Lebowitz told me3 and Jesse what it’s been like for him and his coworkers the last three months as their small town became a national media story.

The game was completely sold out. The team sold four years worth of merchandise in three weeks. The SeaWolves will wear the Moon Mammoth uniforms against on Aug. 19, then Sept. 12 and 13.

I thought Lebowitz was outstanding. He made John Oliver laugh multiple times. One of the questions I asked him was, “how amazing is it to make a famous hilarious comedian laugh at one of your jokes?”

What’s interesting is that Lebowitz is the #2 radio announcer for the SeaWolves. The #1 announcer Greg Gania is a regular fill-in for the Detroit Tigers and he was working MLB games that weekend. That allowed Lebowitz to broadcast the game and enjoy the interactions with Oliver.

I think you’ll enjoy the episode. It’s part podcast with all the details about the back story, plus you can hear/watch the entire inning with Oliver in the booth.

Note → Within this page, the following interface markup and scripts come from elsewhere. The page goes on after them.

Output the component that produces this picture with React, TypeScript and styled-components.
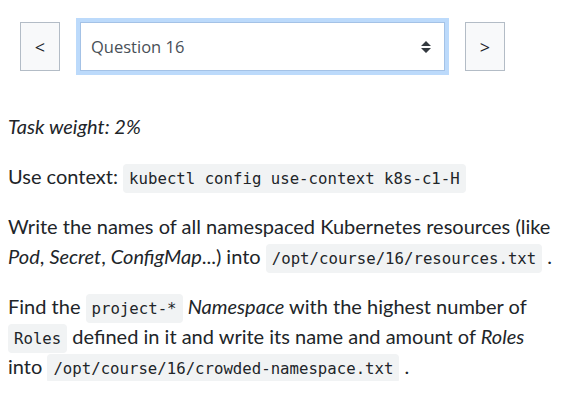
import React from 'react';
import styled, { createGlobalStyle } from 'styled-components';

const GlobalStyle = createGlobalStyle`
  body {
    margin: 0;
    background: #fff;
    color: #212529;
    font-family: Lato, "Open Sans", sans-serif;
  }
`;

const Page = styled.div`
  padding: 0 8px;
`;

const Nav = styled.div`
  display: flex;
  align-items: center;
  gap: 20px;
  padding: 22px 0 0 12px;
`;

const NavButton = styled.button`
  width: 40px;
  height: 49px;
  background: #f8f9fa;
  border: 1px solid #b3bcc6;
  border-radius: 0;
  color: #212529;
  font-family: "Open Sans", sans-serif;
  font-size: 18px;
  padding: 0;
`;

const SelectBox = styled.div`
  box-sizing: border-box;
  width: 365px;
  height: 49px;
  display: flex;
  align-items: center;
  justify-content: space-between;
  padding: 0 13px 0 10px;
  border: 1px solid #a4c2e6;
  box-shadow: 0 0 0 4px #bcdafb;
  color: #495057;
  font-family: "Open Sans", sans-serif;
  font-size: 16.5px;
`;

const Content = styled.div`
  margin-top: 40px;
  font-size: 20px;
  line-height: 30px;
`;

const P = styled.p`
  margin: 0 0 20px;
  &:last-child {
    margin-bottom: 0;
  }
`;

const Code = styled.code`
  font-family: "DejaVu Sans Mono", monospace;
  font-size: 15.7px;
  line-height: 1;
  background: #f1f3f4;
  border-radius: 4px;
  padding: 5px 6px;
  color: #212529;
`;

const SortIcon = () => (
  <svg width="10" height="12" viewBox="0 0 10 12">
    <path d="M5 0 L10 5 H0 Z M0 7 H10 L5 12 Z" fill="#343a40" />
  </svg>
);

export default function App() {
  return (
    <Page>
      <GlobalStyle />
      <Nav>
        <NavButton>&lt;</NavButton>
        <SelectBox>
          <span>Question 16</span>
          <SortIcon />
        </SelectBox>
        <NavButton>&gt;</NavButton>
      </Nav>
      <Content>
        <P><em>Task weight: 2%</em></P>
        <P>Use context: <Code>kubectl config use-context k8s-c1-H</Code></P>
        <P>
          Write the names of all namespaced Kubernetes resources (like <em>Pod</em>, <em>Secret</em>,{' '}
          <em>ConfigMap</em>...) into <Code>/opt/course/16/resources.txt</Code> .
        </P>
        <P>
          Find the <Code>project-*</Code> <em>Namespace</em> with the highest number of{' '}
          <Code>Roles</Code> defined in it and write its name and amount of <em>Roles</em> into{' '}
          <Code>/opt/course/16/crowded-namespace.txt</Code> .
        </P>
      </Content>
    </Page>
  );
}
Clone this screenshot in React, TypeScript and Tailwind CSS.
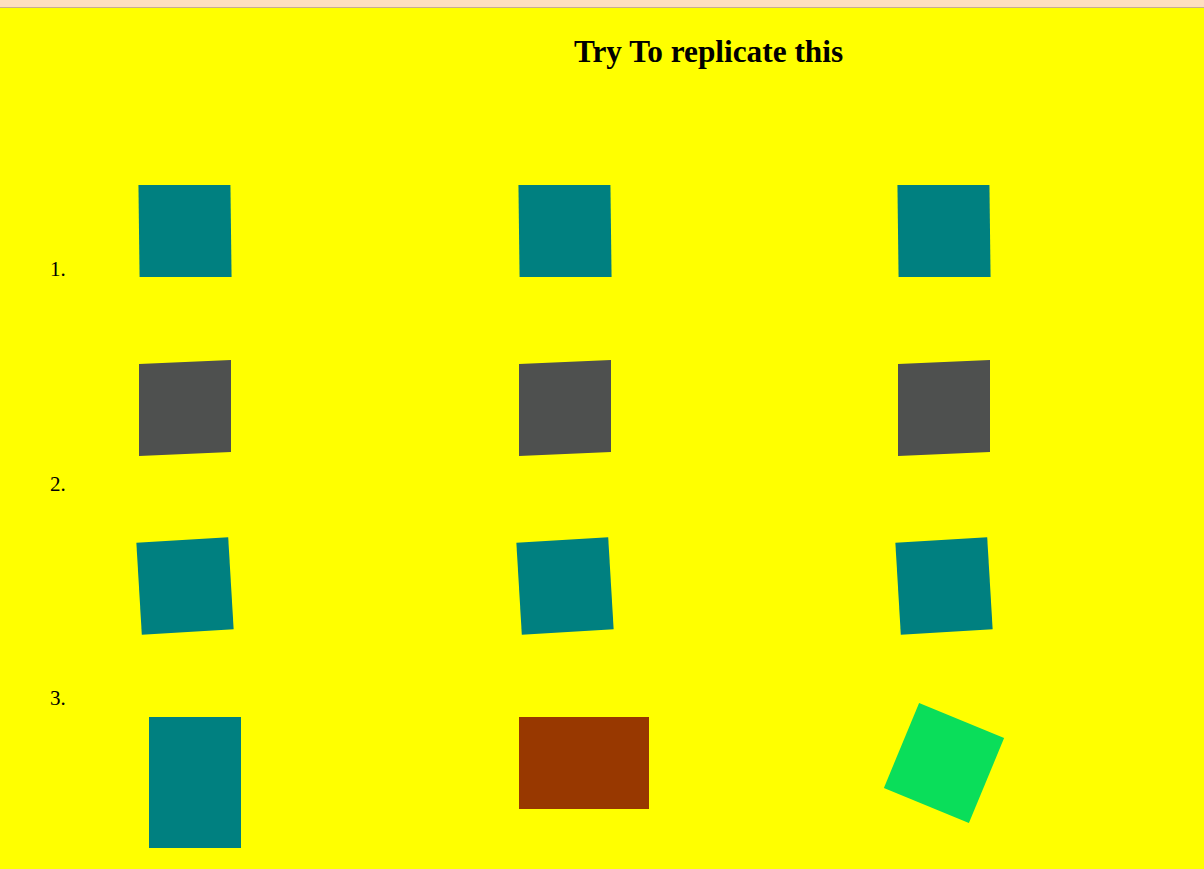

You see that heart button? ♥️ Yeah, the one that’s a heart. ♥️ Click it. It’s the second-best way you can support my work. It helps others find my Newsletter. The best way to support my work is a paid subscription. 😉 👇

1

If you want to watch the original segment of “Last Week’s News Tonight with John Oliver,” you need to be an HBO Max subscriber. It’s the May 4 episode. The main segment of the show is about Deportations, which is the only segment that’s available on YouTube. The minor league story is the “moving on” segment.

2

My team, the Albuquerque Isotopes, were not one of the 47 that volunteered for the rebrand. Between the Mariachis, the Green Chile Cheeseburgers, Duke City and Dukes Retro Night, I think we have enough brands already.

3

I wore a shirt in the episode that says Brody. It was created for the late Brody Stevens, a very funny man who brought a lot of positive energy to the world. He was taken from us too soon. Easily, half the celebrities I met when I worked on the Dodgers Radio Network were introduced to me by Brody, including when he got me front row tickets for a taping of Chelsea Handler’s show on E! Brody would have loved the Moon Mammoths and probably traveled to Erie to be there.